** start **
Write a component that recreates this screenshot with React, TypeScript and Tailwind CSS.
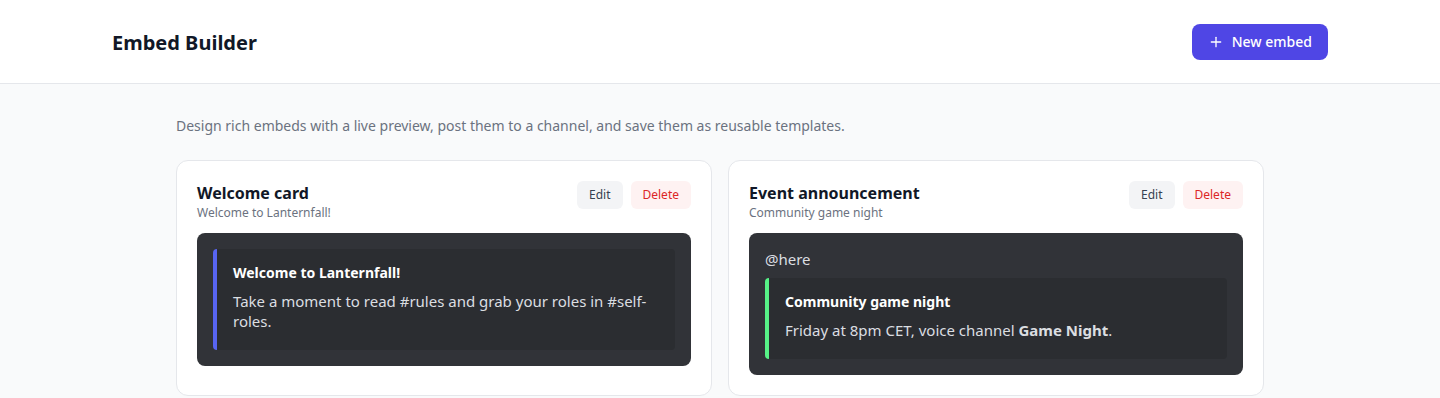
import React from 'react';
import { Plus } from 'lucide-react';

type Template = {
  id: number;
  name: string;
  subtitle: string;
  content?: string;
  title: string;
  description: React.ReactNode;
  color: string;
};

const templates: Template[] = [
  {
    id: 1,
    name: 'Welcome card',
    subtitle: 'Welcome to Lanternfall!',
    title: 'Welcome to Lanternfall!',
    description: 'Take a moment to read #rules and grab your roles in #self-roles.',
    color: 'border-[#5865f2]',
  },
  {
    id: 2,
    name: 'Event announcement',
    subtitle: 'Community game night',
    content: '@here',
    title: 'Community game night',
    description: (
      <>
        Friday at 8pm CET, voice channel <strong className="font-bold">Game Night</strong>.
      </>
    ),
    color: 'border-[#57f287]',
  },
];

const TemplateCard = ({ t }: { t: Template }) => (
  <div className="rounded-xl border border-[#e5e7eb] bg-white p-5">
    <div className="flex items-start justify-between">
      <div>
        <h3 className="text-base font-bold leading-6 text-[#111827]">{t.name}</h3>
        <p className="text-xs leading-4 text-[#6b7280]">{t.subtitle}</p>
      </div>
      <div className="flex gap-2">
        <button className="rounded-md bg-[#f3f4f6] px-3 py-1.5 text-xs leading-4 text-[#374151]">Edit</button>
        <button className="rounded-md bg-[#fef2f2] px-3 py-1.5 text-xs leading-4 text-[#dc2626]">Delete</button>
      </div>
    </div>

    {/* Discord-style preview */}
    <div className="mt-3 rounded-lg bg-[#313338] p-4">
      {t.content && <p className="mb-[9px] text-[15px] leading-5 text-[#dbdee1]">{t.content}</p>}
      <div className={`rounded border-l-4 ${t.color} bg-[#2b2d31] px-4 pt-3.5 pb-[19px]`}>
        <p className="text-sm font-bold leading-5 text-white">{t.title}</p>
        <p className="mt-2 text-[15px] leading-5 text-[#dbdee1]">{t.description}</p>
      </div>
    </div>
  </div>
);

export default function App() {
  return (
    <div className="min-h-screen bg-[#f9fafb] font-['Noto_Sans',sans-serif]">
      <header className="border-b border-[#e5e7eb] bg-white">
        <div className="mx-auto flex max-w-7xl items-center justify-between px-8 pt-6 pb-[23px]">
          <h1 className="pt-0.5 text-xl font-bold text-[#111827]">Embed Builder</h1>
          <button className="flex h-9 items-center gap-2 rounded-lg bg-[#4f46e5] px-4 text-sm font-medium text-white">
            <Plus size={16} />
            New embed
          </button>
        </div>
      </header>

      <main className="mx-auto max-w-6xl px-8 py-8">
        <p className="mb-6 text-sm text-[#6b7280]">
          Design rich embeds with a live preview, post them to a channel, and save them as reusable templates.
        </p>
        <div className="grid grid-cols-2 gap-4">
          {templates.map(t => (
            <TemplateCard key={t.id} t={t} />
          ))}
        </div>
      </main>
    </div>
  );
}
** end **
## OBJECTIVE
Each line that holds the word "with" is to be copied.

## ANSWER TO THIS TASK
Write a component that recreates this screenshot with React, TypeScript and Tailwind CSS.
          Design rich embeds with a live preview, post them to a channel, and save them as reusable templates.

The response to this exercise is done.